Really, the whole film exists in that zone. Welles denied that The Other Side of the Wind contained any autobiographical elements, but the parallels are hard to ignore, Welles’ tendency to self-mythologize doesn’t sit comfortably next to Wind’s not-so-flattering depiction of a director struggling to hold onto his place. And it’s hard to get around the parallels between his own life and the story he crafted about a director trying to make a comeback in a changed Hollywood that may no longer have a place for him.
For a while, it even looked like Welles would play the Hannaford role. He initially filmed without a leading man, playing Hannaford so other actors could react to the character, until his friend John Huston — probably the only person as capable of playing a larger-than-life, as-much-myth-as-man filmmaker as Welles — assumed the part. What’s more, blurring the line between what’s real and what’s created is part of the design of the film. That party footage makes a stark contrast to the beautifully composed footage of Hannaford’s film. Ostensibly taken from footage shot by the journalists and film freaks at the gathering, it’s Cloverfield years before Cloverfield, even though it’s more concerned with rampaging egos than rampaging monsters.
Those egos — the outsized, Hemingway-esque machismo of a certain type of male artist — are the subject at the heart of the film, even more than a changing Hollywood, or the echoes of Welles’ life. Hannaford blusters and berates those around him, as if for him, making art depends on keeping everyone around him in their place. His failures enrage him — particularly his leading man’s decision to leave the film. He alternates drinks with cutting remarks. He’s earned a reputation as a genius, but sustaining that reputation has started to wear on him. And if he can’t keep it going, what awaits him but death?
Does the movie work? That might not be the right question. The footage of Hannaford’s film is breathtaking, but it’s also too narratively wispy to stand on its own. At their best, the party scenes have a kind of haunted quality. They’re foreboding for reasons other than their honoree’s impending death. They also contain so many half-developed characters and subplots, it’s hard to imagine that Welles’ actual planned final cut wouldn’t have found a way to cut through some of the noise. By the time little people in cowboy boots show up, it’s all become a bit exhausting.

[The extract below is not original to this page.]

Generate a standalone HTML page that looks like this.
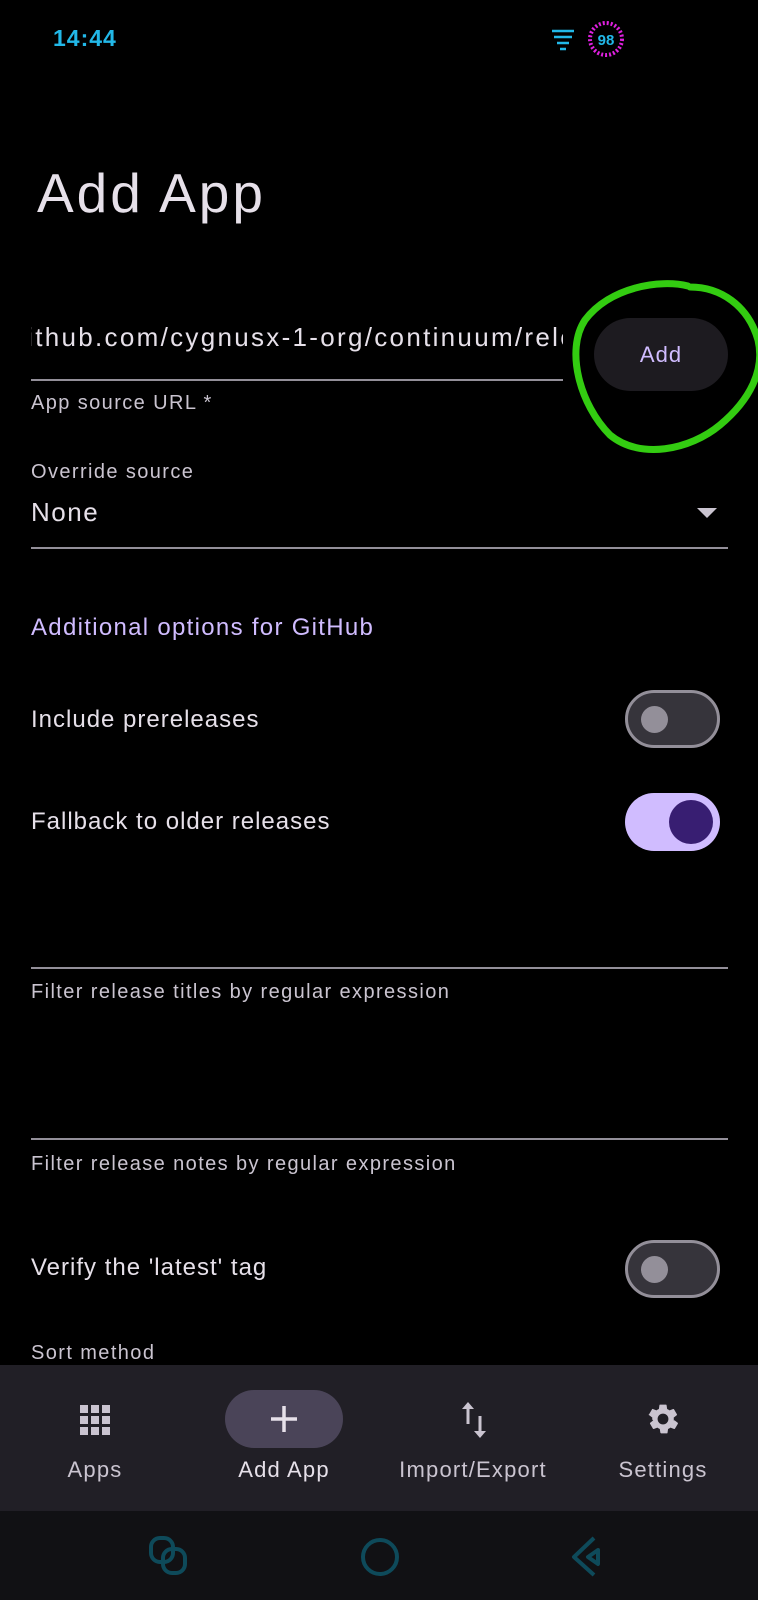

But as frustrating as The Other Side of the Wind can be, there’s really nothing else like it. The restored film captures an artist trying to push at the boundaries one more time, determined to become part of the future instead of a fixture of the past. In 1970, it seemed like Welles had failed. In 1975, the American Film Institute honored him in an event broadcast on national television, and his acceptance speech doubled as a plea for money to finish his movie. Nobody bit, and Welles spent the last decade of his life moving from talk-show appearances to wine commercials and other work-for-hire projects. But here we are in 2018 talking about this movie, a movie unlike any other, and a project no one else could have made — or would have dared to attempt. Failure doesn’t always last forever.